Between the Lines: And so it begins ... Amazon's tax-free days are over
The Arizona Republic reported on Feb. 2 that the Arizona Department of Revenue has recently billed Amazon for $53 million of uncollected online sales taxes for the period of March 1, 2006, through Dec. 31, 2010.
This is big, and good, news for the State of Arizona and for the thousands of brick-and-mortar businesses in the state that obey the law and collect sales taxes for their municipalities, counties and the state.
Over the past couple of years, more and more states are enforcing their existing sales tax laws against online retailers. Amazon is the worst and most blatant offender, having the audacity to claim it has no physical "situs" in Arizona, despite over 4 million square-feet of warehouses just west of Phoenix.
But the tide is turning, and dramatically so. Almost half the states have enacted, or are in the process of enacting, new legislation to close the various online sales tax loopholes that now exist. Just a little over a year ago, Texas billed Amazon for $269 million, and we're seeing more states do the same.
What makes the Arizona Department of Revenue action even more significant is that last summer Amazon "wined and dined" our governor and many state legislators, with a grand tour of its Phoenix warehouses in an attempt to stifle any pending legislation that would increase the state's ability to collect online sales taxes. And, to some extent, that lobbying worked, sending that legislation to limbo status in two different legislative committees.
But the Department of Revenue acted against Amazon, and apparently with the law on their side, doing what our governor and state legislators don't have the guts to do - require that all businesses in the state collect sales taxes on products they sell in the state.
There still is a long way to go, but if you've been reading my columns on the subject, it is going faster than I ever thought it would.
Amazon will challenge the $53 million bill in court and that will take a while to litigate. But ultimately, Amazon will lose, not only here in Arizona but in every other state.

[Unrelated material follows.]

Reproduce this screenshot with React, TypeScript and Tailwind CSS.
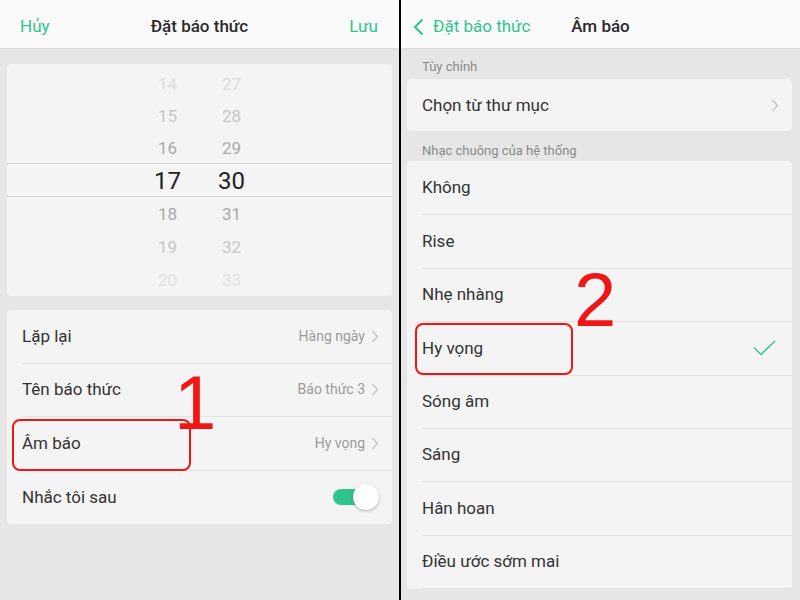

To those of you here in the Verde Valley who still love to shop on Amazon, I ask you this: What would you think if all of us brick-and-mortar retail shops decided not to collect and pay sales taxes? Probably wouldn't be acceptable. Yet, you look the other way when a retailer with 4-plus million square-feet of space in Arizona snubs its corporate nose at the tax collector.
Well, as Bob Dylan said, the times they are a-changin'.